David Wasserman spends his days advising physician practices throughout Massachusetts on EHR implementations, value-based care, and compliance and coding. He's an advisor with the practice solutions and medical economics group at the Massachusetts Medical Society.
Physicians Practice recently interviewed Wasserman to get his perspective on the EHR interoperability challenge and its impact on physician practices and patient care.
Physicians Practice: Please define the EHR interoperability challenge as you see it.
Wasserman: The EHR interoperability challenge is what stands between a physician's ability to look up, extract, and track a patient's medical activities and records at medical sites other than their own. This could be at a laboratory where a patient's specialty blood work is being analyzed or they're having surgery on an inpatient or outpatient basis.
When it comes to tracking these patients, it's literally as they move about in the sphere of the healthcare world. The interoperability challenge occurs because you need your EHR to talk to systems outside your practice.
Physicians Practice: What could solving the EHR interoperability challenge mean for patient care?
Wasserman: Solving this challenge means maintaining continuity of care for patients, minimizing or eliminating the duplicity of services, and helping physicians share patient information so they can gain insight from specialists that would complement their diagnoses.
Physicians Practice: Why is this problem so hard to solve?
Wasserman: Many EHR companies aren't willing to share access to their systems unless a physician is part of their overall user base. If you work in a particular hospital or practice that has their product, these particular companies will share information with physicians. The problem is they won't work with peripheral players, or physicians who are unaffiliated with the hospital or practice where their EHR is installed.

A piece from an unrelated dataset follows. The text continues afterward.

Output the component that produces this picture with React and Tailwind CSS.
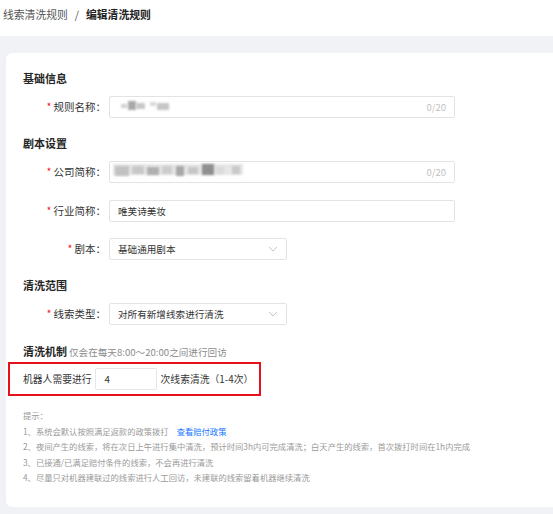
import React from "react";

const FONT = { fontFamily: '"Noto Sans CJK SC", "Noto Sans", sans-serif' };

function Chevron() {
  return (
    <svg width="10" height="6" viewBox="0 0 10 6" fill="none" className="shrink-0">
      <path d="M1 1 L5 5 L9 1" stroke="#c4c4c4" strokeWidth="1" />
    </svg>
  );
}

function Label({ children }) {
  return (
    <div className="w-[86px] shrink-0 text-right text-[10.5px] leading-[22px] text-[#333] pr-[3px]">
      <span className="text-[#f5222d] mr-[2px]">*</span>
      {children}：
    </div>
  );
}

function Heading({ children, className = "" }) {
  return (
    <div className={`text-[11px] leading-[16px] font-bold text-[#262626] ${className}`}>{children}</div>
  );
}

function Blur({ blobs }) {
  return (
    <div className="relative flex-1 h-full">
      {blobs.map((b, i) => (
        <div
          key={i}
          className="absolute blur-[1px]"
          style={{ left: b[0], top: b[1], width: b[2], height: b[3], background: b[4] }}
        />
      ))}
    </div>
  );
}

export default function App() {
  return (
    <div style={FONT} className="w-[553px] h-[514px] bg-white overflow-hidden">
      <div className="h-[36px] pl-[3px] flex items-start pt-[5px] text-[10.8px] leading-[18px]">
        <span className="text-[#555]">线索清洗规则</span>
        <span className="text-[#555] mx-[7px]">/</span>
        <span className="text-[#222] font-bold">编辑清洗规则</span>
      </div>
      <div className="bg-[#f0f2f5] h-[478px] pt-[17px] pl-[6px]">
        <div className="bg-white h-[454px] rounded-l-[6px] pl-[17px] pt-[17px]">
          <Heading>基础信息</Heading>
          <div className="flex mt-[10px]">
            <Label>规则名称</Label>
            <div className="w-[346px] h-[22px] border border-[#e3e3e3] rounded-[2px] flex items-center pr-[8px]">
              <Blur
                blobs={[
                  [11, 7, 6, 4, "#d0d0d0"],
                  [18, 4, 8, 9, "#a8a8a8"],
                  [26, 6, 9, 6, "#c8c8c8"],
                  [40, 5, 6, 4, "#d8d8d8"],
                  [47, 6, 12, 7, "#c6c6c6"],
                ]}
              />
              <span className="text-[9.5px] text-[#bfbfbf]">0/20</span>
            </div>
          </div>

          <Heading className="mt-[17px]">剧本设置</Heading>
          <div className="flex mt-[10px]">
            <Label>公司简称</Label>
            <div className="w-[346px] h-[22px] border border-[#e3e3e3] rounded-[2px] flex items-center pr-[8px]">
              <Blur
                blobs={[
                  [3, 2, 130, 11, "#e6e6e6"],
                  [5, 4, 14, 10, "#c2c2c2"],
                  [22, 4, 12, 8, "#c8c8c8"],
                  [37, 5, 12, 8, "#b0b0b0"],
                  [52, 4, 10, 8, "#cccccc"],
                  [66, 4, 8, 10, "#a8a8a8"],
                  [78, 5, 10, 7, "#c6c6c6"],
                  [92, 2, 12, 11, "#8f8f8f"],
                  [106, 5, 8, 7, "#dadada"],
                  [122, 4, 8, 8, "#c9c9c9"],
                ]}
              />
              <span className="text-[9.5px] text-[#bfbfbf]">0/20</span>
            </div>
          </div>
          <div className="flex mt-[17px]">
            <Label>行业简称</Label>
            <div className="w-[346px] h-[22px] border border-[#e3e3e3] rounded-[2px] flex items-center pl-[8px] text-[9.6px] text-[#333]">
              唯芙诗美妆
            </div>
          </div>
          <div className="flex mt-[16px]">
            <Label>剧本</Label>
            <div className="w-[178px] h-[22px] border border-[#e3e3e3] rounded-[2px] flex items-center justify-between pl-[8px] pr-[8px] text-[9.6px] text-[#333]">
              <span>基础通用剧本</span>
              <Chevron />
            </div>
          </div>

          <Heading className="mt-[17px]">清洗范围</Heading>
          <div className="flex mt-[10px]">
            <Label>线索类型</Label>
            <div className="w-[178px] h-[22px] border border-[#e3e3e3] rounded-[2px] flex items-center justify-between pl-[8px] pr-[8px] text-[9.6px] text-[#333]">
              <span>对所有新增线索进行清洗</span>
              <Chevron />
            </div>
          </div>

          <div className="flex items-baseline mt-[18px]">
            <Heading>清洗机制</Heading>
            <span className="ml-[2px] text-[9.6px] text-[#8c8c8c]">仅会在每天8:00～20:00之间进行回访</span>
          </div>
          <div className="-ml-[15px] mt-[3px] w-[253px] h-[34px] border-2 border-[#e8101a] flex items-center pl-[13px] text-[9.8px] text-[#333]">
            <span>机器人需要进行</span>
            <div className="ml-[3px] w-[62px] h-[22px] border border-[#e6e6e6] rounded-[2px] flex items-center pl-[9px]">4</div>
            <span className="ml-[4px]">次线索清洗（1-4次）</span>
          </div>

          <div className="mt-[12px] text-[8.3px] leading-[15.5px] text-[#9a9a9a]">
            <div>提示：</div>
            <div>
              1、系统会默认按照满足返款的政策拨打<span className="ml-[8px] text-[#1677ff]">查看赔付政策</span>
            </div>
            <div>2、夜间产生的线索，将在次日上午进行集中清洗，预计时间3h内可完成清洗；白天产生的线索，首次拨打时间在1h内完成</div>
            <div>3、已接通/已满足赔付条件的线索，不会再进行清洗</div>
            <div>4、尽量只对机器建联过的线索进行人工回访，未建联的线索留着机器继续清洗</div>
          </div>
        </div>
      </div>
    </div>
  );
}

Physicians Practice: In your experience working with small- to medium-sized physician practices, what has worked?
Wasserman: The physicians who have been able to get through the quicksand and connect with hospitals have affiliations with those institutions. They don't have to be owned or operated by a particular system, but they do refer patients to that system. This could be for inpatient care or specialty laboratory services. In those cases, those physician practices know the gatekeeper who will allow them access to the [hospital's] EHR and other systems.
What also works best is when a physician has a good relationship with a particular patient. That means that if your patient has a good relationship with you as a physician, your patient can then ask for the hospital to provide you with access to their systems. Providing you with access to your patient via the hospital's EHR means you can track their progress.
Physicians Practice: Why is it in the hospital's interest to provide access to patients via their EHR?
Wasserman: Sharing access to patients via the hospital's EHR creates a win-win situation where the hospital can keep the patient in their system.
Physicians Practice: What do you recommend if the hospital won't provide the physician at your practice with access to their patient via the EHR?
Wasserman: It comes down to paper or hard copies of your patient's records and radiology reports and labs — or they can be carried around on USBs. Your patient has access to their medical records at their beck and call. Anytime that request is brought to their physician, it has to be honored.
Physicians Practice: What would you do if you were in a position to increase physicians' access to their patients' records in hospitals' EHRs?
Wasserman: I think you have to go slowly. Ideally, all parties — as in physicians, hospitals and physician groups, and EHR vendors — must come together to drive this, and they have to put the patient first, and their cash second.